### STORED DATA
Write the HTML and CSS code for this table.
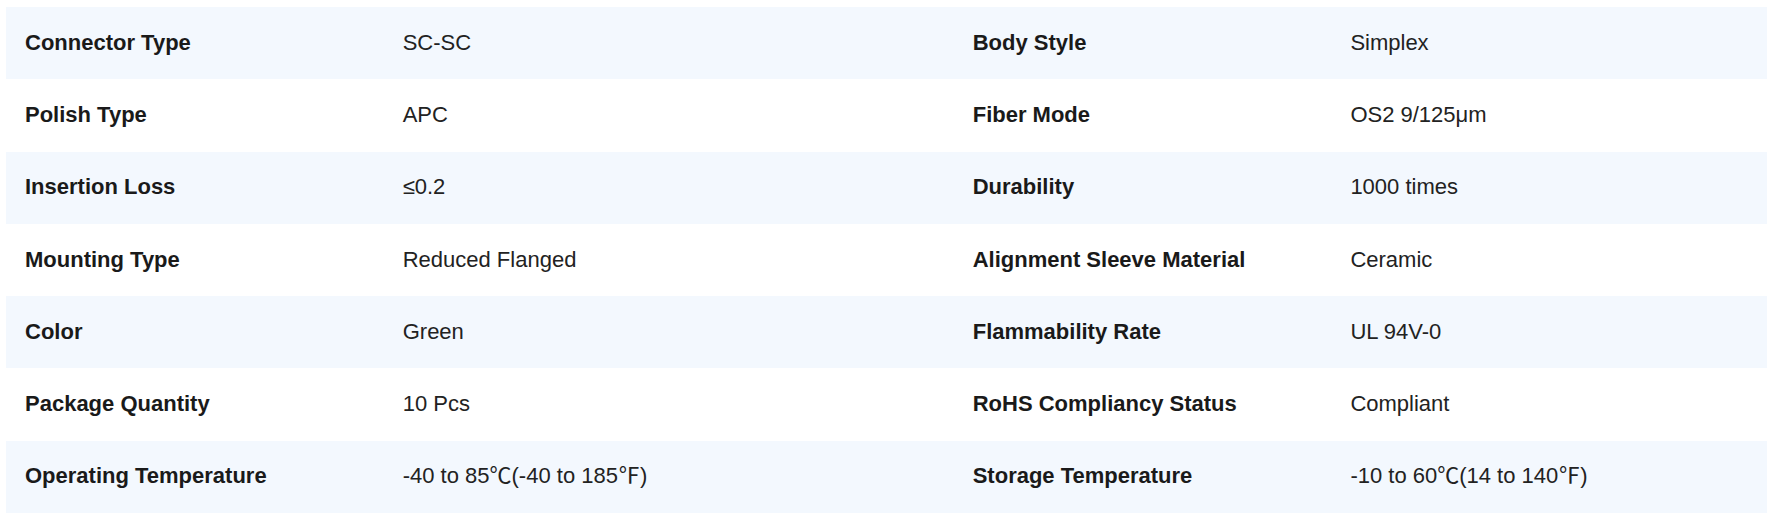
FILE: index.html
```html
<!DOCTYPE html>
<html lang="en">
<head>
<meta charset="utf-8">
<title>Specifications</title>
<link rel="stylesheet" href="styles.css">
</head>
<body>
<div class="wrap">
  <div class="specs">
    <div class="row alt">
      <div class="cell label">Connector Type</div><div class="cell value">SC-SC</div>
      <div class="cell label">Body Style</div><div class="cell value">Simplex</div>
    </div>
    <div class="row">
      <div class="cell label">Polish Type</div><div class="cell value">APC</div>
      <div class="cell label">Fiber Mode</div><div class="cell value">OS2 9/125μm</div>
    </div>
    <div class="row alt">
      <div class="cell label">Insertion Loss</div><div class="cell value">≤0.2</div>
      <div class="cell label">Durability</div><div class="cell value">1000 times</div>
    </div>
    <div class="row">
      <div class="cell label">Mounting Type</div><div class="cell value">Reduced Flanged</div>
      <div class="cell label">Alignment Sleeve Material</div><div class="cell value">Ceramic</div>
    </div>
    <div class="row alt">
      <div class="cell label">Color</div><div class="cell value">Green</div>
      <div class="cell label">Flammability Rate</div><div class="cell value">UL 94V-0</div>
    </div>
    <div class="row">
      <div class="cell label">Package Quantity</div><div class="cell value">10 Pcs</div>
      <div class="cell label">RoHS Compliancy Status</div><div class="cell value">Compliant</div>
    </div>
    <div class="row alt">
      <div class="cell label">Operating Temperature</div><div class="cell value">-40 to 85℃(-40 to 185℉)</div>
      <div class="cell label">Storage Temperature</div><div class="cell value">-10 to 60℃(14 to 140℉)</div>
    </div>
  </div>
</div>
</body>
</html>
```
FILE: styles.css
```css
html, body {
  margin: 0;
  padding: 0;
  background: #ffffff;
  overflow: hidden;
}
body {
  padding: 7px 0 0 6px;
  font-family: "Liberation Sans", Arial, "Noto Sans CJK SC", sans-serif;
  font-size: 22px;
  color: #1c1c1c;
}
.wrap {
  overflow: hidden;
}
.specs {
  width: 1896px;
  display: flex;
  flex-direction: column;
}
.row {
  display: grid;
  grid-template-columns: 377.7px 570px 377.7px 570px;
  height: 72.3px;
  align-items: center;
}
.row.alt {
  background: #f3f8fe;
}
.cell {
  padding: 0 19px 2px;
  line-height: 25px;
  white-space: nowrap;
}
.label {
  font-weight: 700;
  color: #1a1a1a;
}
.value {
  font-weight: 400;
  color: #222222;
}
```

### WHAT NEEDS TO BE DONE
Images should not appear in the copy; retype the listing above exactly.

### RESPONSE FOR THIS EXERCISE
Write the HTML and CSS code for this table.
FILE: index.html
```html
<!DOCTYPE html>
<html lang="en">
<head>
<meta charset="utf-8">
<title>Specifications</title>
<link rel="stylesheet" href="styles.css">
</head>
<body>
<div class="wrap">
  <div class="specs">
    <div class="row alt">
      <div class="cell label">Connector Type</div><div class="cell value">SC-SC</div>
      <div class="cell label">Body Style</div><div class="cell value">Simplex</div>
    </div>
    <div class="row">
      <div class="cell label">Polish Type</div><div class="cell value">APC</div>
      <div class="cell label">Fiber Mode</div><div class="cell value">OS2 9/125μm</div>
    </div>
    <div class="row alt">
      <div class="cell label">Insertion Loss</div><div class="cell value">≤0.2</div>
      <div class="cell label">Durability</div><div class="cell value">1000 times</div>
    </div>
    <div class="row">
      <div class="cell label">Mounting Type</div><div class="cell value">Reduced Flanged</div>
      <div class="cell label">Alignment Sleeve Material</div><div class="cell value">Ceramic</div>
    </div>
    <div class="row alt">
      <div class="cell label">Color</div><div class="cell value">Green</div>
      <div class="cell label">Flammability Rate</div><div class="cell value">UL 94V-0</div>
    </div>
    <div class="row">
      <div class="cell label">Package Quantity</div><div class="cell value">10 Pcs</div>
      <div class="cell label">RoHS Compliancy Status</div><div class="cell value">Compliant</div>
    </div>
    <div class="row alt">
      <div class="cell label">Operating Temperature</div><div class="cell value">-40 to 85℃(-40 to 185℉)</div>
      <div class="cell label">Storage Temperature</div><div class="cell value">-10 to 60℃(14 to 140℉)</div>
    </div>
  </div>
</div>
</body>
</html>
```
FILE: styles.css
```css
html, body {
  margin: 0;
  padding: 0;
  background: #ffffff;
  overflow: hidden;
}
body {
  padding: 7px 0 0 6px;
  font-family: "Liberation Sans", Arial, "Noto Sans CJK SC", sans-serif;
  font-size: 22px;
  color: #1c1c1c;
}
.wrap {
  overflow: hidden;
}
.specs {
  width: 1896px;
  display: flex;
  flex-direction: column;
}
.row {
  display: grid;
  grid-template-columns: 377.7px 570px 377.7px 570px;
  height: 72.3px;
  align-items: center;
}
.row.alt {
  background: #f3f8fe;
}
.cell {
  padding: 0 19px 2px;
  line-height: 25px;
  white-space: nowrap;
}
.label {
  font-weight: 700;
  color: #1a1a1a;
}
.value {
  font-weight: 400;
  color: #222222;
}
```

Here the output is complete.